Foram inúmeros os que se apresentaram diante das CPIs dos Correios, dos Bingos e do Mensalão, para mentir e omitir. Em tese, exerciam seu direito de defesa, mas, na prática, obstruíram as investigações, impediram os deputados e senadores de apresentarem conclusões mais concretas e completas.

O mesmo ocorre agora com o plantel de petistas implicados na operação de compra do dossiê de denúncias amoldadas ao objetivo de desmoralizar adversários eleitorais. Mentem, contam nisso com a benevolência dos correligionários e, assim, em nome de uma estratégia de adiamento de conclusões, subtraem o direito da população de saber a verdade.

Se eles têm o privilégio conferido por lei de mentir, o eleitor tem a prerrogativa de saber o que se passou. Não fossem os petistas do poder tão lenientes - numa atitude vocalizada pelo governador eleito da Bahia, mas compartilhada à larga dentro do governo - para com seus companheiros, teriam, no mínimo, defendido que contribuíssem, e não advogado em prol da omissão.

Se não o fazem, não deve ser porque não querem, pois injusto com eles seria supor que deliberadamente pretendessem cassar essa garantia ao cidadão. Se não o fazem, a justificativa amena da mentira faz supor, é porque não podem.

E se não podem combater ao lado da transparência é porque a luz lhes faz mal, a revelação das coisas tal como realmente se passaram os complica e, portanto, lícito que se conclua pela existência de culpa no cartório.

De fábrica

Jaques Wagner sempre foi um moderado dentro do PT. Líder do partido na Câmara, sua razoabilidade de trato e pensamento sempre lhe assegurou trânsito entre os adversários e lugar naquele grupo de petistas não-alinhados com os métodos "vamos que vamos" consagrados pela ala mais pesada comandada por José Dirceu.
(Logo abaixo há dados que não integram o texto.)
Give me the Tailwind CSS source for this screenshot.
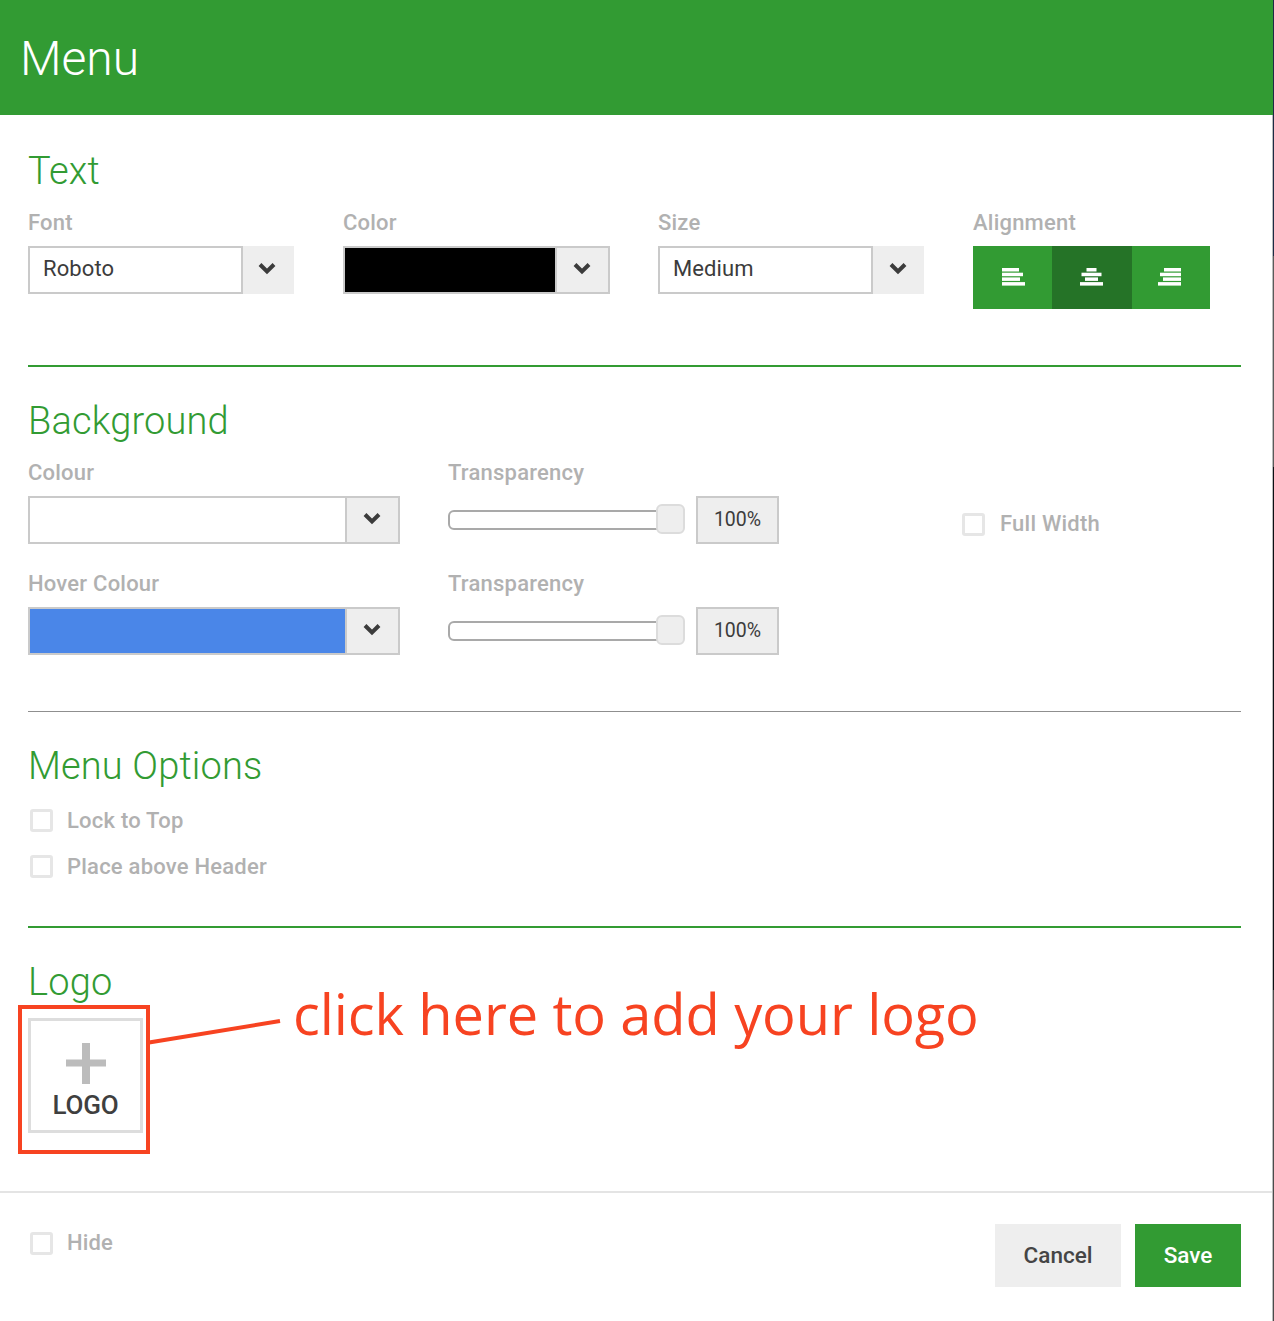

Seu elogio à mentira como arma de defesa indica que a leva de petistas agora prestigiada por ter votos e compostura poderá padecer do mesmo veneno. Se Wagner e companhia forem por esse caminho, desmontam a tese de que o defeito do PT está no "esquema paulista".

Aos fatos

Abel Pereira mente quando diz que seus negócios com Luiz Antônio Vedoin versavam sobre um dossiê contra Aloizio Mercadante.

O material que ele negociava com o capitão da máfia das ambulâncias era o mesmíssimo que Jorge Lorenzetti tentou comprar, interceptando a transação entre Vedoin e Abel.

Gente boa (no sentido de importante) do PSDB foi consultada sobre possível interesse na compra. A partir daí há duas versões. A tucana reza que houve recusa por insuficiência de consistência na documentação; a petista insinua que Vedoin foi instrumentalizado pelo Ministério Público para atrair os petistas para uma armadilha.

De parte a parte, ninguém está contando as coisas direito. Lorenzetti, por exemplo, não conta a história inteira quando omite a promessa feita a Vedoin de que, Lula reeleito, ele não seria "perseguido" pelo governo.

Os termos da negociação não esclarecem o real significado de "perseguido", mas que houve a proposta, houve.